Friday, July 30, 2010
Circumcision to fight HIV misses point in Africa
I am from Sub-Sahara Africa which was heavily influenced by the Church Missionary Society and White Fathers. With such Christian influence, while growing up we knew that AIDS is a divine punishment for man’s sensual indulgences. The solution to HIV prevention was in the 10 commandments and fidelity.
This same solution of fidelity was carried by Ugandan President Yoweri Museveni who emphasised the popular ‘zero-grazing.’ This is an indigenous metaphor where a herbivore tethered on a rope feeds on only the pasture within its reach. That meant that a man would remain faithful to his wife.
Since then HIV prevention campaigns have included the male condom. But even still, there has been a rise in infections. Now, the most recent HIV prevention innovation is circumcision which was found to limit the spread of the virus by more than a half in men.
At the International AIDS Conference in Vienna 2010 it was revealed that 38 million circumcisions will be performed on men and boys in the next 5 years to halt HIV/AIDS spread in East and Southern Africa.
Africa may well be on its way to setting a world record of the highest number of surgical procedures. But will circumcision address the HIV problem?
In Uganda , we previously viewed male circumcision as a religious rite for the Mohammedans. Also, it is a biennial cultural rite marked by drums and dance for the mountain communities of Eastern Uganda , where boys face the knife without anaesthesia to prove their bravery and virility.
A continent with the world’s highest AIDS burden, Africa could be easily be likened to a huge laboratory for medical researchers and their sponsors to prove their guesses.
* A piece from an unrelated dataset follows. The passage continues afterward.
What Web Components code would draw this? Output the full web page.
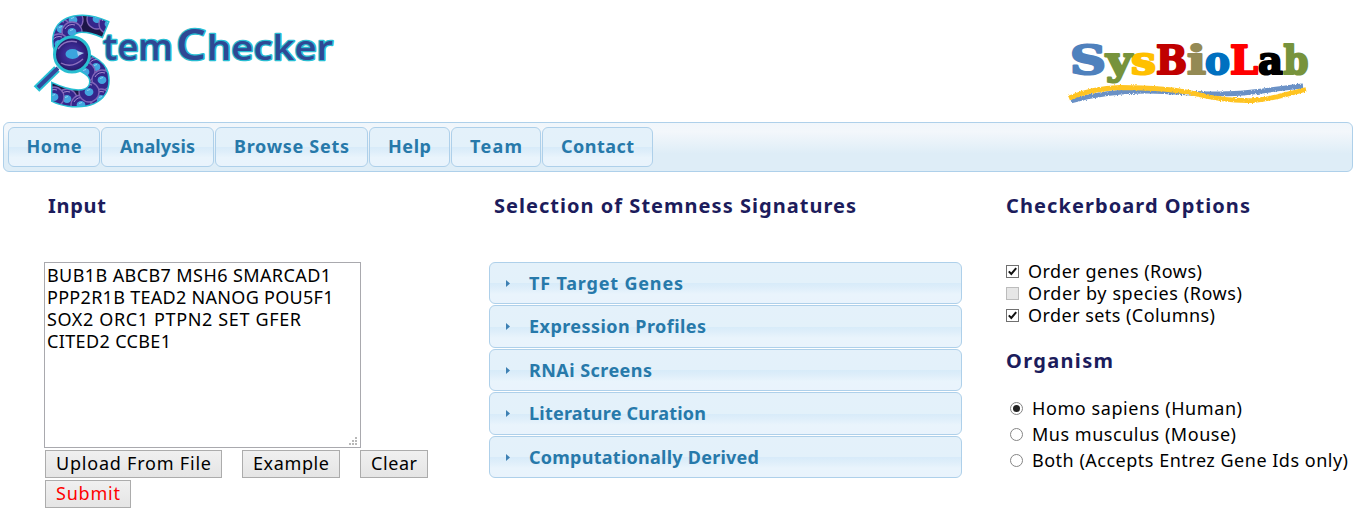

In Africa , we have discussed different ways to deal with HIV prevention. At the height of the epidemic, frantic politicians suggested the radical proposal to quarantine people living with HIV/AIDS in camps.
Male circumcision is the latest finding yet studies show that it does not reduce the transmission of the HIV virus from men to their female sex partners. Heterosexual relationships are the biggest driver of HIV infections in Africa . In Uganda , there is a surge in HIV among married people. To emphasise the male ‘cut’ is to ignore women in such marriages. The disempowered African woman cannot negotiate for safe sex in an unfaithful marriage.
I think to promote male circumcision is to blame the foreskin rather than men’s souls – the core of which prompts them to have multiple partners. The circumcision drive is only a proof that we have failed to promote fidelity which remains the cheapest and most cost-effective HIV prevention method. Don’t bring me your surgical blade.